■ **WHAT IS ASKED**
Repeat the material verbatim. Images are excluded from the copy.

-- START SUPPLIED MATERIAL --

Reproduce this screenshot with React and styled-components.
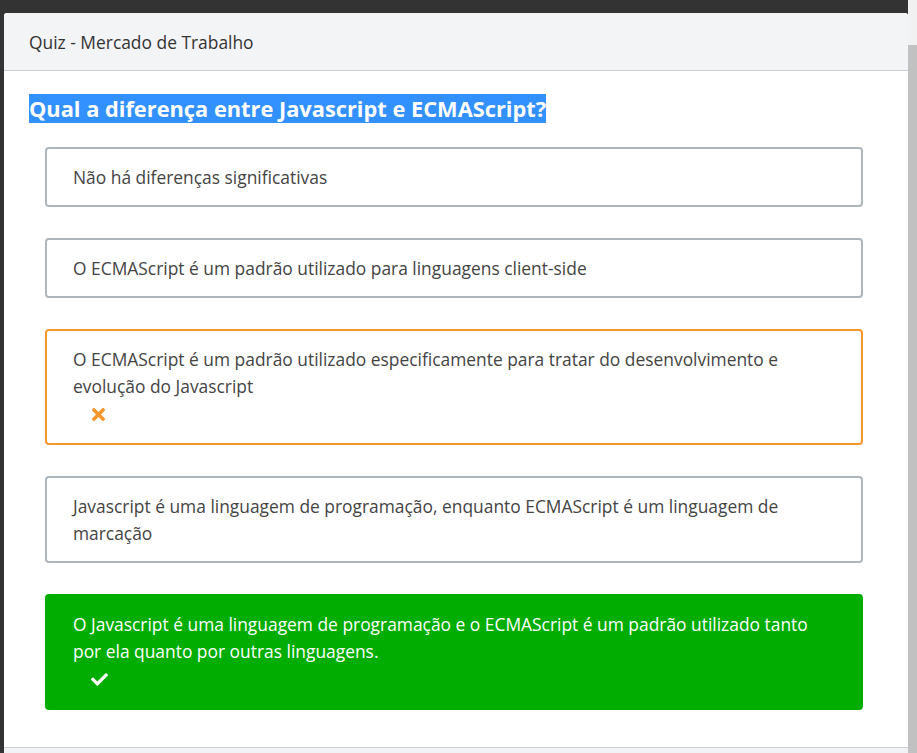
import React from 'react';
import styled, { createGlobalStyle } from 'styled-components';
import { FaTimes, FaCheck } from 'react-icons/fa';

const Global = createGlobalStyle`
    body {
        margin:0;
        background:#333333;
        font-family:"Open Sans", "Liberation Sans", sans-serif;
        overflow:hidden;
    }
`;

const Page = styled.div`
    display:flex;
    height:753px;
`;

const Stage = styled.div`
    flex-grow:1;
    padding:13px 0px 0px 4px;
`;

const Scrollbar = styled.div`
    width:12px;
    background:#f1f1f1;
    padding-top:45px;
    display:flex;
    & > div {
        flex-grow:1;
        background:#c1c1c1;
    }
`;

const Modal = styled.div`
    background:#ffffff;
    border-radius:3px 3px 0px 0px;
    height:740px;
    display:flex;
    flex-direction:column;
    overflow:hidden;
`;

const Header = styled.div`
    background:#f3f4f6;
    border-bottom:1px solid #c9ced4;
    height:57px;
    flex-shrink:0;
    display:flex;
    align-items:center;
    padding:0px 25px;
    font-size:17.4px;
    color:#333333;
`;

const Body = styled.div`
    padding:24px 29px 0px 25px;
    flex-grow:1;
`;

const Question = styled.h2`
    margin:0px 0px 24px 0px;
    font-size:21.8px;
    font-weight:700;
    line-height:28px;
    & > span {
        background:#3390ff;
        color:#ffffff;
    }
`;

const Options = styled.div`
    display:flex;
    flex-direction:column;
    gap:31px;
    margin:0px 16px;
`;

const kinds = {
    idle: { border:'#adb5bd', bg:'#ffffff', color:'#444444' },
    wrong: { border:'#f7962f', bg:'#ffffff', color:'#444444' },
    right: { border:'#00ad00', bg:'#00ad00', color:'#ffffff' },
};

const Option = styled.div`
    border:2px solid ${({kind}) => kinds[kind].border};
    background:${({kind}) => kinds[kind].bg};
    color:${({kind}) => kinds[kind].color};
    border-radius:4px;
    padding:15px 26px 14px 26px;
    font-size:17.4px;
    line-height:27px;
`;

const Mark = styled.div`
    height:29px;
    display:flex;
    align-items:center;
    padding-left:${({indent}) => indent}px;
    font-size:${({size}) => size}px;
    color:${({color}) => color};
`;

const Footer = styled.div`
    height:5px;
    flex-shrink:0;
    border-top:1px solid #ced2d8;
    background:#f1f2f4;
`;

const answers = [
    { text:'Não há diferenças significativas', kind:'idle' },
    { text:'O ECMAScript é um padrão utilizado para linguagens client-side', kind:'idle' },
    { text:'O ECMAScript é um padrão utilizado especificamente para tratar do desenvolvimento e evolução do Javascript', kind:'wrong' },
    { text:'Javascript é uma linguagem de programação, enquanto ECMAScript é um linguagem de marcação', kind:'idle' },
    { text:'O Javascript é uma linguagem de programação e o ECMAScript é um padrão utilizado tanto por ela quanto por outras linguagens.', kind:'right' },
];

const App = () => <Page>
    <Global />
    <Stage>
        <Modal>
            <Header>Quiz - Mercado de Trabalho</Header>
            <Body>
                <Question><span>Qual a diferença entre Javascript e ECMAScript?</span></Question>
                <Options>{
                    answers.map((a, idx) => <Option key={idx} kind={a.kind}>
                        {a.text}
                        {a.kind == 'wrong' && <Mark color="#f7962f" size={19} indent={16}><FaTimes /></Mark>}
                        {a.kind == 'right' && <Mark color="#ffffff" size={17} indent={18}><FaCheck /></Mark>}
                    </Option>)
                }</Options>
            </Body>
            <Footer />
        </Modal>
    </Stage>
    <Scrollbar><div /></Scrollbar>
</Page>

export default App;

-- END SUPPLIED MATERIAL --

■ **EXERCISE RESPONSE**
Reproduce this screenshot with React and styled-components.
import React from 'react';
import styled, { createGlobalStyle } from 'styled-components';
import { FaTimes, FaCheck } from 'react-icons/fa';

const Global = createGlobalStyle`
    body {
        margin:0;
        background:#333333;
        font-family:"Open Sans", "Liberation Sans", sans-serif;
        overflow:hidden;
    }
`;

const Page = styled.div`
    display:flex;
    height:753px;
`;

const Stage = styled.div`
    flex-grow:1;
    padding:13px 0px 0px 4px;
`;

const Scrollbar = styled.div`
    width:12px;
    background:#f1f1f1;
    padding-top:45px;
    display:flex;
    & > div {
        flex-grow:1;
        background:#c1c1c1;
    }
`;

const Modal = styled.div`
    background:#ffffff;
    border-radius:3px 3px 0px 0px;
    height:740px;
    display:flex;
    flex-direction:column;
    overflow:hidden;
`;

const Header = styled.div`
    background:#f3f4f6;
    border-bottom:1px solid #c9ced4;
    height:57px;
    flex-shrink:0;
    display:flex;
    align-items:center;
    padding:0px 25px;
    font-size:17.4px;
    color:#333333;
`;

const Body = styled.div`
    padding:24px 29px 0px 25px;
    flex-grow:1;
`;

const Question = styled.h2`
    margin:0px 0px 24px 0px;
    font-size:21.8px;
    font-weight:700;
    line-height:28px;
    & > span {
        background:#3390ff;
        color:#ffffff;
    }
`;

const Options = styled.div`
    display:flex;
    flex-direction:column;
    gap:31px;
    margin:0px 16px;
`;

const kinds = {
    idle: { border:'#adb5bd', bg:'#ffffff', color:'#444444' },
    wrong: { border:'#f7962f', bg:'#ffffff', color:'#444444' },
    right: { border:'#00ad00', bg:'#00ad00', color:'#ffffff' },
};

const Option = styled.div`
    border:2px solid ${({kind}) => kinds[kind].border};
    background:${({kind}) => kinds[kind].bg};
    color:${({kind}) => kinds[kind].color};
    border-radius:4px;
    padding:15px 26px 14px 26px;
    font-size:17.4px;
    line-height:27px;
`;

const Mark = styled.div`
    height:29px;
    display:flex;
    align-items:center;
    padding-left:${({indent}) => indent}px;
    font-size:${({size}) => size}px;
    color:${({color}) => color};
`;

const Footer = styled.div`
    height:5px;
    flex-shrink:0;
    border-top:1px solid #ced2d8;
    background:#f1f2f4;
`;

const answers = [
    { text:'Não há diferenças significativas', kind:'idle' },
    { text:'O ECMAScript é um padrão utilizado para linguagens client-side', kind:'idle' },
    { text:'O ECMAScript é um padrão utilizado especificamente para tratar do desenvolvimento e evolução do Javascript', kind:'wrong' },
    { text:'Javascript é uma linguagem de programação, enquanto ECMAScript é um linguagem de marcação', kind:'idle' },
    { text:'O Javascript é uma linguagem de programação e o ECMAScript é um padrão utilizado tanto por ela quanto por outras linguagens.', kind:'right' },
];

const App = () => <Page>
    <Global />
    <Stage>
        <Modal>
            <Header>Quiz - Mercado de Trabalho</Header>
            <Body>
                <Question><span>Qual a diferença entre Javascript e ECMAScript?</span></Question>
                <Options>{
                    answers.map((a, idx) => <Option key={idx} kind={a.kind}>
                        {a.text}
                        {a.kind == 'wrong' && <Mark color="#f7962f" size={19} indent={16}><FaTimes /></Mark>}
                        {a.kind == 'right' && <Mark color="#ffffff" size={17} indent={18}><FaCheck /></Mark>}
                    </Option>)
                }</Options>
            </Body>
            <Footer />
        </Modal>
    </Stage>
    <Scrollbar><div /></Scrollbar>
</Page>

export default App;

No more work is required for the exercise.